Thomas Niedermayr, da falegname a vignaiolo

All’epoca Thomas, terzo di sei figli, aveva solo sette anni e nessuna idea di quale mestiere avrebbe fatto da grande. «Terminate le scuole medie, mi sono iscritto all’istituto di falegnameria e dopo il diploma ho lavorato per qualche anno nel settore del legno. Ma ad un certo punto mi sono accorto che avevo bisogno di una nuova sfida. Le porte di casa erano sempre aperte e la voglia di affiancare mio padre al Maso era tanta. Però ho pensato fosse necessario fare un po’ di sana gavetta, prima di entrare in azienda». Detto fatto, Thomas frequenta per tre anni la scuola agraria di Leimburg, in Alto Adige, e poi i corsi di potatura di Simonit & Sirch, legandosi al loro gruppo di consulenti e seguendo direttamente alcune aziende. «Nel 2012 ho capito che ero pronto per ritornare alla base e nel 2013 ho preso in mano la Cantina. Mio padre è ancora attivo e mi dà una mano, mentre gli altri fratelli hanno deciso di fare altro». In tutto tre ettari di proprietà di cui due a vigneto e uno a meleto. «Nei prossimi anni conto di allargare la superficie vitata prendendo in affitto altri due ettari. Qui in Adige il terreno è limitato e dunque preziosissimo».

Le uve Piwi in vigna dal 1999

Le prime sperimentazioni delle varietà Piwi risalgono alla metà degli anni Novanta. «Nel 1999 ci fu il primo impianto di uva a bacca bianca, Solaris, un vitigno per certi aspetti simile allo Chardonnay, che dà origine a vini più intensi, corposi, dai profumi tropicali. Quasi ogni anno abbiamo proseguito con i campi sperimentali e i successivi impianti e oggi nel Maso sono presenti  diverse cultivar Piwi, tra cui Solaris. Bronner, Souvignier Gris, e i due rossi Cabernet Cantor e Cabernet Cortis». Il numero di bottiglie si aggira sulle 12 mila, ma l’obiettivo è raggiungere le 30 mila. Tutti i vini sono il risultato di una fermentazione spontanea, senza controllo della temperatura e con pochi solfiti. Il vino è lasciato a maturare sulle fecce molto a lungo con i lieviti indigeni. L’affinamento avviene principalmente in acciaio. Quando interviene il legno, è sempre in tonneau da 500 litri usate, mai di primo passaggio. Nessuna chiarifica, solo l’aggiunta di pochissimi solfiti.

I vini Piwi da provare

Le etichette portano le iniziali del titolare, a cui si aggiunge l’anno dell’impianto della varietà seguito dal nome del vitigno e della vendemmia.
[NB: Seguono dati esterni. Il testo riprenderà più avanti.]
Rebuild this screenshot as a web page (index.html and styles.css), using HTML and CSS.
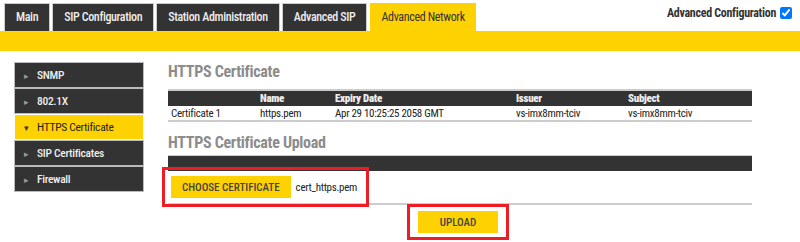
FILE: index.html
```html
<!DOCTYPE html>
<html lang="en">
<head>
    <meta charset="UTF-8">
    <meta name="viewport" content="width=device-width, initial-scale=1.0">
    <title>Advanced Network</title>
    <link rel="stylesheet" href="styles.css">
</head>
<body>
    <div class="header">
        <div class="tabs">
            <div class="tab">Main</div>
            <div class="tab">SIP Configuration</div>
            <div class="tab">Station Administration</div>
            <div class="tab">Advanced SIP</div>
            <div class="tab active">Advanced Network</div>
        </div>
        <label class="advanced">Advanced Configuration <input type="checkbox" checked></label>
    </div>
    <div class="bar"></div>

    <div class="page">
        <ul class="menu">
            <li><span class="arrow">&#9656;</span>SNMP</li>
            <li><span class="arrow">&#9656;</span>802.1X</li>
            <li class="selected"><span class="arrow">&#9662;</span>HTTPS Certificate</li>
            <li><span class="arrow">&#9656;</span>SIP Certificates</li>
            <li><span class="arrow">&#9656;</span>Firewall</li>
        </ul>

        <div class="content">
            <h3>HTTPS Certificate</h3>
            <table class="table">
                <thead>
                    <tr>
                        <th class="c1"></th>
                        <th class="c2">Name</th>
                        <th class="c3">Expiry Date</th>
                        <th class="c4">Issuer</th>
                        <th>Subject</th>
                    </tr>
                </thead>
                <tbody>
                    <tr>
                        <td>Certificate 1</td>
                        <td>https.pem</td>
                        <td>Apr 29 10:25:25 2058 GMT</td>
                        <td>vs-imx8mm-tciv</td>
                        <td>vs-imx8mm-tciv</td>
                    </tr>
                </tbody>
            </table>

            <h3 class="upload-title">HTTPS Certificate Upload</h3>
            <div class="upload-head"></div>
            <div class="upload-row">
                <div class="highlight file-box">
                    <button type="button" class="btn">CHOOSE CERTIFICATE</button>
                    <span class="filename">cert_https.pem</span>
                </div>
            </div>
            <div class="upload-actions">
                <div class="highlight">
                    <button type="button" class="btn upload">UPLOAD</button>
                </div>
            </div>
        </div>
    </div>
</body>
</html>
```

FILE: styles.css
```css
body {
    font-family: "Roboto Condensed", Roboto, sans-serif;
    font-size: 11px;
    letter-spacing: -0.3px;
    color: #222;
    margin: 0;
    background-color: #fff;
}
.header {
    display: flex;
    justify-content: space-between;
    align-items: flex-start;
    height: 31px;
}
.tabs {
    display: flex;
    align-items: flex-end;
    height: 31px;
    padding-left: 5px;
}
.tab {
    background-color: #333;
    color: #eee;
    font-size: 12px;
    font-weight: 500;
    letter-spacing: -0.35px;
    height: 27px;
    line-height: 27px;
    padding: 0 11px;
    margin-right: 4px;
    box-sizing: border-box;
    box-shadow: 0 0 0 1px #ccc;
}
.tab.active {
    background-color: #fed100;
    color: #333;
    font-weight: 400;
    height: 28px;
    line-height: 28px;
    box-shadow: none;
}
.advanced {
    display: flex;
    align-items: center;
    font-size: 12px;
    font-weight: bold;
    color: #333;
    margin-top: 6px;
    margin-right: 8px;
}
.advanced input {
    margin: 0 0 0 4px;
    width: 12px;
    height: 12px;
}
.bar {
    height: 20px;
    background-color: #fed100;
}
.page {
    display: flex;
    padding: 12px 0 0 15px;
}
.menu {
    list-style: none;
    margin: 0;
    padding: 0;
    width: 128px;
    flex-shrink: 0;
}
.menu li {
    background-color: #333;
    color: #eee;
    height: 24px;
    line-height: 24px;
    margin-bottom: 2px;
    box-sizing: border-box;
    box-shadow: 0 0 0 1px #bbb;
    font-size: 11.5px;
    font-weight: 500;
}
.menu li.selected {
    background-color: #fed100;
    color: #222;
    font-weight: 400;
    box-shadow: none;
}
.arrow {
    display: inline-block;
    width: 22px;
    padding-left: 9px;
    box-sizing: border-box;
    font-size: 9px;
    color: #999;
}
.selected .arrow {
    color: #333;
}
.content {
    margin-left: 25px;
    width: 584px;
}
h3 {
    color: #8c8c8c;
    font-size: 16px;
    margin: 0 0 8px 0;
    height: 18px;
    line-height: 18px;
}
.table {
    width: 100%;
    border-collapse: collapse;
    border-top: 2px solid #ccc;
    border-bottom: 2px solid #ccc;
}
.table th {
    background-color: #333;
    color: #eee;
    text-align: left;
    height: 15px;
    padding: 0 3px;
    font-size: 11px;
    font-weight: 900;
}
.table td {
    height: 14px;
    padding: 0 3px;
    font-size: 11px;
}
.c1 { width: 83px; }
.c2 { width: 69px; }
.c3 { width: 175px; }
.c4 { width: 106px; }
.upload-title {
    margin-top: 12px;
    margin-bottom: 3px;
}
.upload-head {
    height: 15px;
    background-color: #333;
    border-top: 1px solid #ccc;
}
.upload-row {
    display: flex;
    border-bottom: 2px solid #ccc;
    height: 32px;
}
.highlight {
    display: flex;
    align-items: center;
    border: 3px solid #ee1c25;
    box-sizing: border-box;
}
.file-box {
    flex-shrink: 0;
    margin: -4px 0 0 -6px;
    padding: 0 6px;
    width: 207px;
    height: 40px;
}
.btn {
    background-color: #fed100;
    color: #444;
    border: none;
    font-family: inherit;
    font-size: 11px;
    font-weight: 500;
    letter-spacing: 0;
    white-space: nowrap;
    height: 22px;
    padding: 0 11px;
    cursor: pointer;
}
.filename {
    margin-left: 5px;
    font-size: 11px;
}
.upload-actions {
    display: flex;
    justify-content: center;
    margin: -1px 4px 0 0;
}
.highlight .upload {
    width: 80px;
    margin: 4px 8px;
}
```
Ad esempio T.N. 04 Bronner 2014. «Con queste varietà è difficile partecipare ai concorsi in Italia. Però esiste un campionato internazionale Piwi e lì abbiamo vinto con varie referenze». Proprio il T.N. 04 Bronner 2014 si è classificato medaglia d’oro con 90/100; mentre il T.N. 06 Piwi Weiss 2013 ha totalizzato ben 94/100. «In questo caso non è stato possibile segnalare in etichetta il nome della varietà, il Souvignier Gris, perché non è ancora stata riconosciuta ufficialmente. Abbiamo utilizzato il termine Weiss, che in tedesco vuol dire bianco».